WHAT YOU NEED TO DO → Write out the material exactly. Do not include the pictures.
━━━━━━━━━━
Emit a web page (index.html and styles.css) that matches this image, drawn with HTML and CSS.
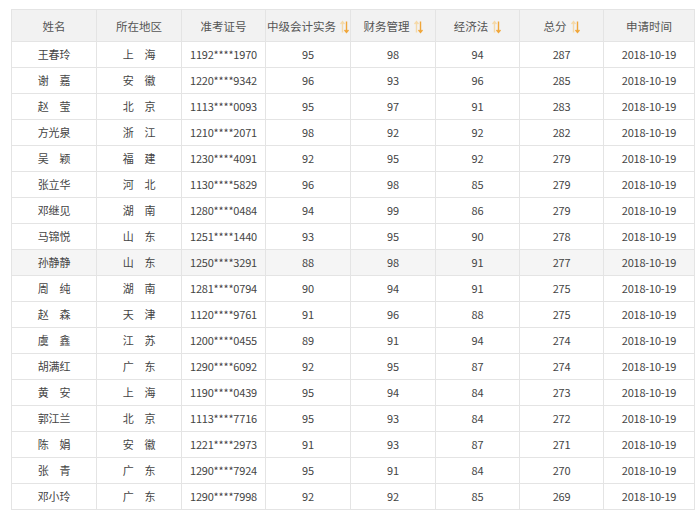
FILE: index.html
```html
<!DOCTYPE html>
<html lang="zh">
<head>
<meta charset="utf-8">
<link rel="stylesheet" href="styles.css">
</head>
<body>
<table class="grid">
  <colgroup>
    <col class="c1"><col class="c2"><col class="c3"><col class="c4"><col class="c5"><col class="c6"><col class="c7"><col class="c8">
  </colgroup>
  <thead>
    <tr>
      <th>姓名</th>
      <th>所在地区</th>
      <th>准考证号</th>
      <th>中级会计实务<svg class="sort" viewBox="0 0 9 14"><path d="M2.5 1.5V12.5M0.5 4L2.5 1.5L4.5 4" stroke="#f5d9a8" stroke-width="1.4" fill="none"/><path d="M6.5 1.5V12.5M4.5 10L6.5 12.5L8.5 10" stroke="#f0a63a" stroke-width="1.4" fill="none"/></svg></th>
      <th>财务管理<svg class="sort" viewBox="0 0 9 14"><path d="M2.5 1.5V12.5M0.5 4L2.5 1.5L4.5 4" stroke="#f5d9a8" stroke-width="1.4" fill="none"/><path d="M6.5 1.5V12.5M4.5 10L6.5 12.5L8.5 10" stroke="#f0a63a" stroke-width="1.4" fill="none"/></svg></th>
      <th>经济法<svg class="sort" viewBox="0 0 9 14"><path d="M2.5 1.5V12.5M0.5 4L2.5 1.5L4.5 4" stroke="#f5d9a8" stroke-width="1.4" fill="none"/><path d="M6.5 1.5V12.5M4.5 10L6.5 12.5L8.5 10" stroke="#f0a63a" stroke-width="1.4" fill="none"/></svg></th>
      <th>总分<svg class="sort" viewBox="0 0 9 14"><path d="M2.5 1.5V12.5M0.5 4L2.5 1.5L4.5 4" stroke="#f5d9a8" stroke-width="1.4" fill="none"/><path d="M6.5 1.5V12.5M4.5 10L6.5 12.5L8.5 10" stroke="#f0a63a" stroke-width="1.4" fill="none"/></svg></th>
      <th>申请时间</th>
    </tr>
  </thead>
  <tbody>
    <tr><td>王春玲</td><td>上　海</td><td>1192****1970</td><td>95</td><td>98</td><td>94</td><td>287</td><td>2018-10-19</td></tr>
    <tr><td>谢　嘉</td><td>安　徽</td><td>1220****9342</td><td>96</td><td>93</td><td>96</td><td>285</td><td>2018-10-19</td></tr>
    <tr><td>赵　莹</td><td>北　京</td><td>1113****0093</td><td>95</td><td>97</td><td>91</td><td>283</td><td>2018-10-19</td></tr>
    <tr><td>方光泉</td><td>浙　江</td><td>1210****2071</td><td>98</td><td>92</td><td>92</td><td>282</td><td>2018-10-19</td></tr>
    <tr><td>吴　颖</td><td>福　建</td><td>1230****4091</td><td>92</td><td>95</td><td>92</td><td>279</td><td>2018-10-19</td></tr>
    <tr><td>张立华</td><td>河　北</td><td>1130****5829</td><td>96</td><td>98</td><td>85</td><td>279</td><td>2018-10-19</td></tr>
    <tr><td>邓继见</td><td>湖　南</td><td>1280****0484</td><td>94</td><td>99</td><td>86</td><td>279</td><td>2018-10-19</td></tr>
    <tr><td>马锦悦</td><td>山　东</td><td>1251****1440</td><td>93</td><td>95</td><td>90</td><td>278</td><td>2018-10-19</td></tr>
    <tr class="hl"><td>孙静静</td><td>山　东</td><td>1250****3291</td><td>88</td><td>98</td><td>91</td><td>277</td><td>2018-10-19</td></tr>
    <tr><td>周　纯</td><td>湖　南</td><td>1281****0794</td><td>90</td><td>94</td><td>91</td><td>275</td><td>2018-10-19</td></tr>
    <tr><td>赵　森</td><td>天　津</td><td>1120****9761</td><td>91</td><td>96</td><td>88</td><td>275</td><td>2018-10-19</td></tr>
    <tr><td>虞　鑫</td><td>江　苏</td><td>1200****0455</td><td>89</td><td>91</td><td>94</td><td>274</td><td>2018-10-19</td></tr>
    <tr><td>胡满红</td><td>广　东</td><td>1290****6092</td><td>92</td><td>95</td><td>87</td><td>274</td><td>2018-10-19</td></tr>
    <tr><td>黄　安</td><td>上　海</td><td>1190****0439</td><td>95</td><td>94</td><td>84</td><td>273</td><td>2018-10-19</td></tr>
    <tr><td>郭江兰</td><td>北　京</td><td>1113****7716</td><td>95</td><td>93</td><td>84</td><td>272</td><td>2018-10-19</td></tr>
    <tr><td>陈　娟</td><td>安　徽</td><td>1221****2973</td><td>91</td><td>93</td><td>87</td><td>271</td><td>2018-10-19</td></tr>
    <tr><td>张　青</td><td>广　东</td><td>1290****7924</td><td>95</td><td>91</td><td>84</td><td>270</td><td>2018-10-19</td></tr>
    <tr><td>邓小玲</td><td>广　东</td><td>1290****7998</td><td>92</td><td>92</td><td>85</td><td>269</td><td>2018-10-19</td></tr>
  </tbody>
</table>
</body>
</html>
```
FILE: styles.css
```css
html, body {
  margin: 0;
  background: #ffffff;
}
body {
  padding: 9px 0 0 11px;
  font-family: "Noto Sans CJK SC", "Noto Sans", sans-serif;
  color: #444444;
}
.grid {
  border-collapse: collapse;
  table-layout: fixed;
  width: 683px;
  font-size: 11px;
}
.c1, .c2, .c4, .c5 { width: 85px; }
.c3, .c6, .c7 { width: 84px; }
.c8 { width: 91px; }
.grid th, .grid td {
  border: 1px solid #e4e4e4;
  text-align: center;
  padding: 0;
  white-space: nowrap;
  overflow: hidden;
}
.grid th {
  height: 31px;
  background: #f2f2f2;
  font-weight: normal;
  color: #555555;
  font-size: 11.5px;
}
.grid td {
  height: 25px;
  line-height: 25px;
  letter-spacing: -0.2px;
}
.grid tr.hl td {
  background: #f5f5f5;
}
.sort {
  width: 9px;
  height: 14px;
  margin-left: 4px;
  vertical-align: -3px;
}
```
━━━━━━━━━━
TASK OUTPUT →
Emit a web page (index.html and styles.css) that matches this image, drawn with HTML and CSS.
FILE: index.html
```html
<!DOCTYPE html>
<html lang="zh">
<head>
<meta charset="utf-8">
<link rel="stylesheet" href="styles.css">
</head>
<body>
<table class="grid">
  <colgroup>
    <col class="c1"><col class="c2"><col class="c3"><col class="c4"><col class="c5"><col class="c6"><col class="c7"><col class="c8">
  </colgroup>
  <thead>
    <tr>
      <th>姓名</th>
      <th>所在地区</th>
      <th>准考证号</th>
      <th>中级会计实务<svg class="sort" viewBox="0 0 9 14"><path d="M2.5 1.5V12.5M0.5 4L2.5 1.5L4.5 4" stroke="#f5d9a8" stroke-width="1.4" fill="none"/><path d="M6.5 1.5V12.5M4.5 10L6.5 12.5L8.5 10" stroke="#f0a63a" stroke-width="1.4" fill="none"/></svg></th>
      <th>财务管理<svg class="sort" viewBox="0 0 9 14"><path d="M2.5 1.5V12.5M0.5 4L2.5 1.5L4.5 4" stroke="#f5d9a8" stroke-width="1.4" fill="none"/><path d="M6.5 1.5V12.5M4.5 10L6.5 12.5L8.5 10" stroke="#f0a63a" stroke-width="1.4" fill="none"/></svg></th>
      <th>经济法<svg class="sort" viewBox="0 0 9 14"><path d="M2.5 1.5V12.5M0.5 4L2.5 1.5L4.5 4" stroke="#f5d9a8" stroke-width="1.4" fill="none"/><path d="M6.5 1.5V12.5M4.5 10L6.5 12.5L8.5 10" stroke="#f0a63a" stroke-width="1.4" fill="none"/></svg></th>
      <th>总分<svg class="sort" viewBox="0 0 9 14"><path d="M2.5 1.5V12.5M0.5 4L2.5 1.5L4.5 4" stroke="#f5d9a8" stroke-width="1.4" fill="none"/><path d="M6.5 1.5V12.5M4.5 10L6.5 12.5L8.5 10" stroke="#f0a63a" stroke-width="1.4" fill="none"/></svg></th>
      <th>申请时间</th>
    </tr>
  </thead>
  <tbody>
    <tr><td>王春玲</td><td>上　海</td><td>1192****1970</td><td>95</td><td>98</td><td>94</td><td>287</td><td>2018-10-19</td></tr>
    <tr><td>谢　嘉</td><td>安　徽</td><td>1220****9342</td><td>96</td><td>93</td><td>96</td><td>285</td><td>2018-10-19</td></tr>
    <tr><td>赵　莹</td><td>北　京</td><td>1113****0093</td><td>95</td><td>97</td><td>91</td><td>283</td><td>2018-10-19</td></tr>
    <tr><td>方光泉</td><td>浙　江</td><td>1210****2071</td><td>98</td><td>92</td><td>92</td><td>282</td><td>2018-10-19</td></tr>
    <tr><td>吴　颖</td><td>福　建</td><td>1230****4091</td><td>92</td><td>95</td><td>92</td><td>279</td><td>2018-10-19</td></tr>
    <tr><td>张立华</td><td>河　北</td><td>1130****5829</td><td>96</td><td>98</td><td>85</td><td>279</td><td>2018-10-19</td></tr>
    <tr><td>邓继见</td><td>湖　南</td><td>1280****0484</td><td>94</td><td>99</td><td>86</td><td>279</td><td>2018-10-19</td></tr>
    <tr><td>马锦悦</td><td>山　东</td><td>1251****1440</td><td>93</td><td>95</td><td>90</td><td>278</td><td>2018-10-19</td></tr>
    <tr class="hl"><td>孙静静</td><td>山　东</td><td>1250****3291</td><td>88</td><td>98</td><td>91</td><td>277</td><td>2018-10-19</td></tr>
    <tr><td>周　纯</td><td>湖　南</td><td>1281****0794</td><td>90</td><td>94</td><td>91</td><td>275</td><td>2018-10-19</td></tr>
    <tr><td>赵　森</td><td>天　津</td><td>1120****9761</td><td>91</td><td>96</td><td>88</td><td>275</td><td>2018-10-19</td></tr>
    <tr><td>虞　鑫</td><td>江　苏</td><td>1200****0455</td><td>89</td><td>91</td><td>94</td><td>274</td><td>2018-10-19</td></tr>
    <tr><td>胡满红</td><td>广　东</td><td>1290****6092</td><td>92</td><td>95</td><td>87</td><td>274</td><td>2018-10-19</td></tr>
    <tr><td>黄　安</td><td>上　海</td><td>1190****0439</td><td>95</td><td>94</td><td>84</td><td>273</td><td>2018-10-19</td></tr>
    <tr><td>郭江兰</td><td>北　京</td><td>1113****7716</td><td>95</td><td>93</td><td>84</td><td>272</td><td>2018-10-19</td></tr>
    <tr><td>陈　娟</td><td>安　徽</td><td>1221****2973</td><td>91</td><td>93</td><td>87</td><td>271</td><td>2018-10-19</td></tr>
    <tr><td>张　青</td><td>广　东</td><td>1290****7924</td><td>95</td><td>91</td><td>84</td><td>270</td><td>2018-10-19</td></tr>
    <tr><td>邓小玲</td><td>广　东</td><td>1290****7998</td><td>92</td><td>92</td><td>85</td><td>269</td><td>2018-10-19</td></tr>
  </tbody>
</table>
</body>
</html>
```
FILE: styles.css
```css
html, body {
  margin: 0;
  background: #ffffff;
}
body {
  padding: 9px 0 0 11px;
  font-family: "Noto Sans CJK SC", "Noto Sans", sans-serif;
  color: #444444;
}
.grid {
  border-collapse: collapse;
  table-layout: fixed;
  width: 683px;
  font-size: 11px;
}
.c1, .c2, .c4, .c5 { width: 85px; }
.c3, .c6, .c7 { width: 84px; }
.c8 { width: 91px; }
.grid th, .grid td {
  border: 1px solid #e4e4e4;
  text-align: center;
  padding: 0;
  white-space: nowrap;
  overflow: hidden;
}
.grid th {
  height: 31px;
  background: #f2f2f2;
  font-weight: normal;
  color: #555555;
  font-size: 11.5px;
}
.grid td {
  height: 25px;
  line-height: 25px;
  letter-spacing: -0.2px;
}
.grid tr.hl td {
  background: #f5f5f5;
}
.sort {
  width: 9px;
  height: 14px;
  margin-left: 4px;
  vertical-align: -3px;
}
```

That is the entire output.